● Goal: Look for "React" in the listing below. Gather each line that contains it.

● Collected data:

################

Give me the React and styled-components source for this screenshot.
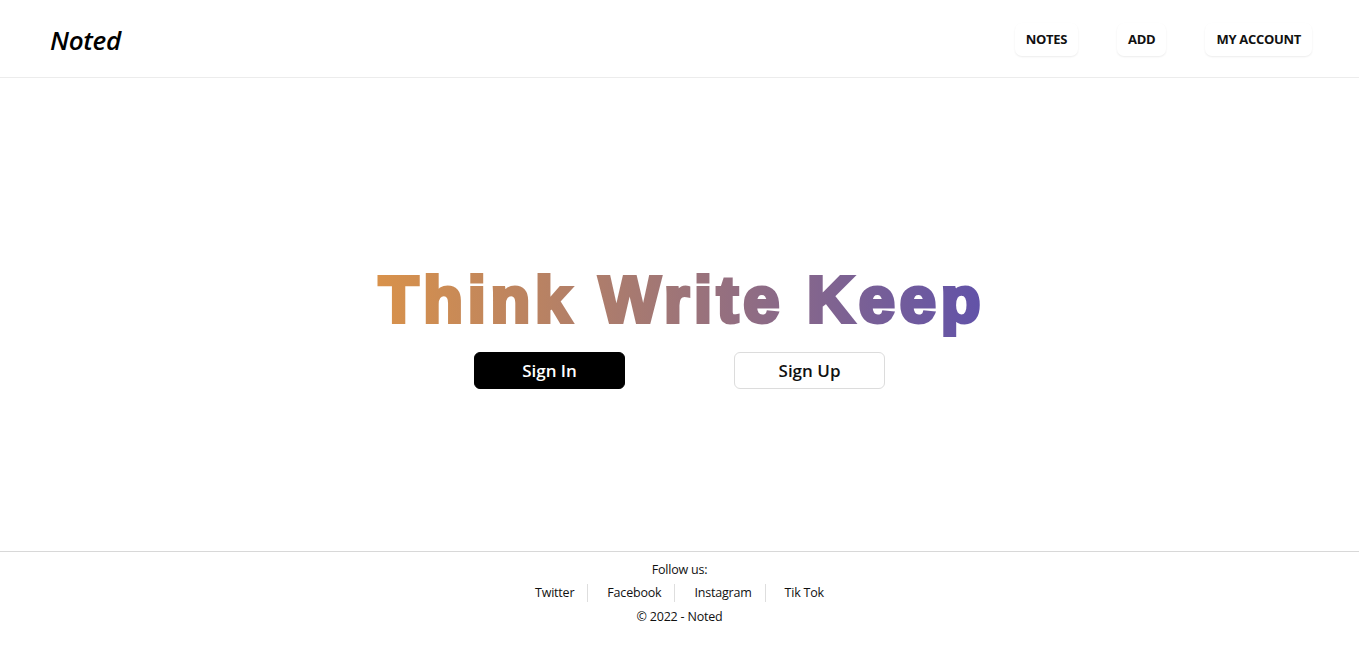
import React from 'react';
import styled, { createGlobalStyle } from 'styled-components';

const GlobalStyle = createGlobalStyle`
  html, body {
    margin: 0;
    padding: 0;
    background: #fff;
    font-family: "Open Sans", "Noto Sans", sans-serif;
    color: #000;
  }
`;

const Page = styled.div`
  display: flex;
  flex-direction: column;
  min-height: 654px;
`;

const Header = styled.header`
  height: 78px;
  border-bottom: 1px solid #ececec;
  display: flex;
  align-items: center;
  justify-content: space-between;
  padding: 0 47px 0 50px;
  box-sizing: border-box;
`;

const Logo = styled.div`
  font-size: 26px;
  font-style: italic;
  font-weight: 600;
  letter-spacing: -0.3px;
  margin-top: 2px;
`;

const Nav = styled.nav`
  display: flex;
  gap: 39px;
  margin-top: 2px;
`;

const NavButton = styled.button`
  border: none;
  background: #fff;
  font-family: inherit;
  font-size: 13px;
  font-weight: 700;
  letter-spacing: -0.3px;
  color: #111;
  padding: 7px 11px 8px;
  border-radius: 7px;
  box-shadow: 0 1px 2px rgba(0, 0, 0, 0.08);
  cursor: pointer;
`;

const Main = styled.main`
  height: 473px;
  display: flex;
  flex-direction: column;
  align-items: center;
  justify-content: center;
  padding-top: 24px;
  box-sizing: border-box;
`;

/* gradient sits behind a white layer with black heavy text; screen blend lets the gradient show through the letters */
const Headline = styled.h1`
  margin: 0;
  display: inline-block;
  isolation: isolate;
  background: linear-gradient(90deg, #d9924a 0%, #a47873 45%, #6152a9 100%);
`;

const HeadlineText = styled.span`
  display: block;
  background: #fff;
  color: #000;
  mix-blend-mode: screen;
  font-family: "Liberation Sans", Arial, sans-serif;
  font-weight: 700;
  font-size: 65px;
  line-height: 72px;
  letter-spacing: 4.8px;
  padding: 0 0 8px 5px;
  -webkit-text-stroke: 4px #000;
`;

const Actions = styled.div`
  display: flex;
  gap: 109px;
  margin-top: 8px;
`;

const ActionButton = styled.button`
  width: 151px;
  height: 37px;
  border-radius: 6px;
  font-family: inherit;
  font-size: 17px;
  font-weight: 600;
  cursor: pointer;
  background: ${p => (p.$primary ? '#000' : '#fff')};
  color: ${p => (p.$primary ? '#fff' : '#111')};
  border: 1px solid ${p => (p.$primary ? '#000' : '#dcdcdc')};
`;

const Footer = styled.footer`
  border-top: 1px solid #d8d8d8;
  display: flex;
  flex-direction: column;
  align-items: center;
  padding-top: 9px;
  font-size: 12.5px;
  letter-spacing: -0.2px;
  color: #111;
`;

const FollowLabel = styled.div`
  line-height: 18px;
`;

const Links = styled.div`
  display: flex;
  align-items: center;
  margin-top: 5px;
`;

const SocialLink = styled.a`
  color: #111;
  text-decoration: none;
  padding: 0 13px 0 19px;
  line-height: 18px;
  border-left: 1px solid #dedede;

  &:first-child {
    padding-left: 0;
    border-left: none;
  }
  &:last-child {
    padding-right: 0;
  }
`;

const Copyright = styled.div`
  margin-top: 6px;
  line-height: 18px;
`;

const socials = ['Twitter', 'Facebook', 'Instagram', 'Tik Tok'];

export default function App() {
  return (
    <Page>
      <GlobalStyle />
      <Header>
        <Logo>Noted</Logo>
        <Nav>
          <NavButton>NOTES</NavButton>
          <NavButton>ADD</NavButton>
          <NavButton>MY ACCOUNT</NavButton>
        </Nav>
      </Header>
      <Main>
        <Headline>
          <HeadlineText>Think Write Keep</HeadlineText>
        </Headline>
        <Actions>
          <ActionButton $primary>Sign In</ActionButton>
          <ActionButton>Sign Up</ActionButton>
        </Actions>
      </Main>
      <Footer>
        <FollowLabel>Follow us:</FollowLabel>
        <Links>
          {socials.map(s => (
            <SocialLink key={s} href="#">
              {s}
            </SocialLink>
          ))}
        </Links>
        <Copyright>© 2022 - Noted</Copyright>
      </Footer>
    </Page>
  );
}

################

● Solution:
Give me the React and styled-components source for this screenshot.
import React from 'react';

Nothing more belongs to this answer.